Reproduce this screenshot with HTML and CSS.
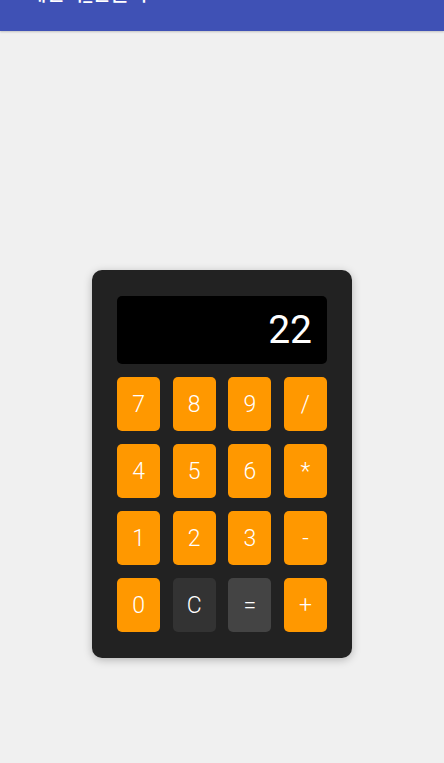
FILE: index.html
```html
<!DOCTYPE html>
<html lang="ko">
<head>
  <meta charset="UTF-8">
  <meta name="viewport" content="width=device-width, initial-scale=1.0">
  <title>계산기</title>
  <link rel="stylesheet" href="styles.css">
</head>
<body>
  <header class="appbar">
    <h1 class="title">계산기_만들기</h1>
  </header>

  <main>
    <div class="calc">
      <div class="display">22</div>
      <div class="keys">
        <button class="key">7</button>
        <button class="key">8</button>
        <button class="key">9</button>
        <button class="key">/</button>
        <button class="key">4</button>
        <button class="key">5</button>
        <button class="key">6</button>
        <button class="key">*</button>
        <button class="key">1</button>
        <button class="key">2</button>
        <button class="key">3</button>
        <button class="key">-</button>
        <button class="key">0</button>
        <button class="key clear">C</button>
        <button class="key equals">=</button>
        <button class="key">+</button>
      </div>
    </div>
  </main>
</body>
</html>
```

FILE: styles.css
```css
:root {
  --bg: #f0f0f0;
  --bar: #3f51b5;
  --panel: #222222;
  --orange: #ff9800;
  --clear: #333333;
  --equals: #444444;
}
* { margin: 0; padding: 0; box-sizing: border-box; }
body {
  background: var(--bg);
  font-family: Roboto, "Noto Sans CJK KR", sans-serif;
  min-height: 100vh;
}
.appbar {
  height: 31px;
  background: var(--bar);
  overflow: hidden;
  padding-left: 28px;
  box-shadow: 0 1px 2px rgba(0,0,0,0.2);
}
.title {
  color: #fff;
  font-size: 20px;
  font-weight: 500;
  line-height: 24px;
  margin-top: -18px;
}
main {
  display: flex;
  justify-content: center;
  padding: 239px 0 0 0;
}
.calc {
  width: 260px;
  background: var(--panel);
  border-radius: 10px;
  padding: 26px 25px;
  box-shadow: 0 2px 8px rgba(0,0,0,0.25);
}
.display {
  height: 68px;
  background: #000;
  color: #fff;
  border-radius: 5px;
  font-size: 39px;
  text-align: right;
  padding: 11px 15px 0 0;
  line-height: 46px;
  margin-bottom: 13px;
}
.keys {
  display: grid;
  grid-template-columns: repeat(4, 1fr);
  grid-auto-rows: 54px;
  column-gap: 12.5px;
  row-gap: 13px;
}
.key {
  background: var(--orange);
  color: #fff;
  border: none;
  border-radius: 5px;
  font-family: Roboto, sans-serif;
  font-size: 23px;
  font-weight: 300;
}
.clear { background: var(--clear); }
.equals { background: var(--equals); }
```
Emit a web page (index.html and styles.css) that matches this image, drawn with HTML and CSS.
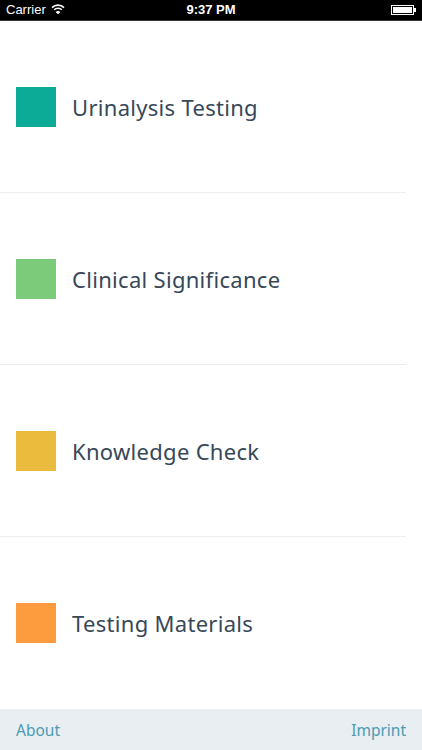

* Aim of the exercise: Print every entry above again without changing a word, and omit the pictures.

* Written reply:
Reproduce this screenshot with HTML and CSS.
FILE: index.html
```html
<!DOCTYPE html>
<html lang="ko">
<head>
  <meta charset="UTF-8">
  <meta name="viewport" content="width=device-width, initial-scale=1.0">
  <title>계산기</title>
  <link rel="stylesheet" href="styles.css">
</head>
<body>
  <header class="appbar">
    <h1 class="title">계산기_만들기</h1>
  </header>

  <main>
    <div class="calc">
      <div class="display">22</div>
      <div class="keys">
        <button class="key">7</button>
        <button class="key">8</button>
        <button class="key">9</button>
        <button class="key">/</button>
        <button class="key">4</button>
        <button class="key">5</button>
        <button class="key">6</button>
        <button class="key">*</button>
        <button class="key">1</button>
        <button class="key">2</button>
        <button class="key">3</button>
        <button class="key">-</button>
        <button class="key">0</button>
        <button class="key clear">C</button>
        <button class="key equals">=</button>
        <button class="key">+</button>
      </div>
    </div>
  </main>
</body>
</html>
```

FILE: styles.css
```css
:root {
  --bg: #f0f0f0;
  --bar: #3f51b5;
  --panel: #222222;
  --orange: #ff9800;
  --clear: #333333;
  --equals: #444444;
}
* { margin: 0; padding: 0; box-sizing: border-box; }
body {
  background: var(--bg);
  font-family: Roboto, "Noto Sans CJK KR", sans-serif;
  min-height: 100vh;
}
.appbar {
  height: 31px;
  background: var(--bar);
  overflow: hidden;
  padding-left: 28px;
  box-shadow: 0 1px 2px rgba(0,0,0,0.2);
}
.title {
  color: #fff;
  font-size: 20px;
  font-weight: 500;
  line-height: 24px;
  margin-top: -18px;
}
main {
  display: flex;
  justify-content: center;
  padding: 239px 0 0 0;
}
.calc {
  width: 260px;
  background: var(--panel);
  border-radius: 10px;
  padding: 26px 25px;
  box-shadow: 0 2px 8px rgba(0,0,0,0.25);
}
.display {
  height: 68px;
  background: #000;
  color: #fff;
  border-radius: 5px;
  font-size: 39px;
  text-align: right;
  padding: 11px 15px 0 0;
  line-height: 46px;
  margin-bottom: 13px;
}
.keys {
  display: grid;
  grid-template-columns: repeat(4, 1fr);
  grid-auto-rows: 54px;
  column-gap: 12.5px;
  row-gap: 13px;
}
.key {
  background: var(--orange);
  color: #fff;
  border: none;
  border-radius: 5px;
  font-family: Roboto, sans-serif;
  font-size: 23px;
  font-weight: 300;
}
.clear { background: var(--clear); }
.equals { background: var(--equals); }
```
Emit a web page (index.html and styles.css) that matches this image, drawn with HTML and CSS.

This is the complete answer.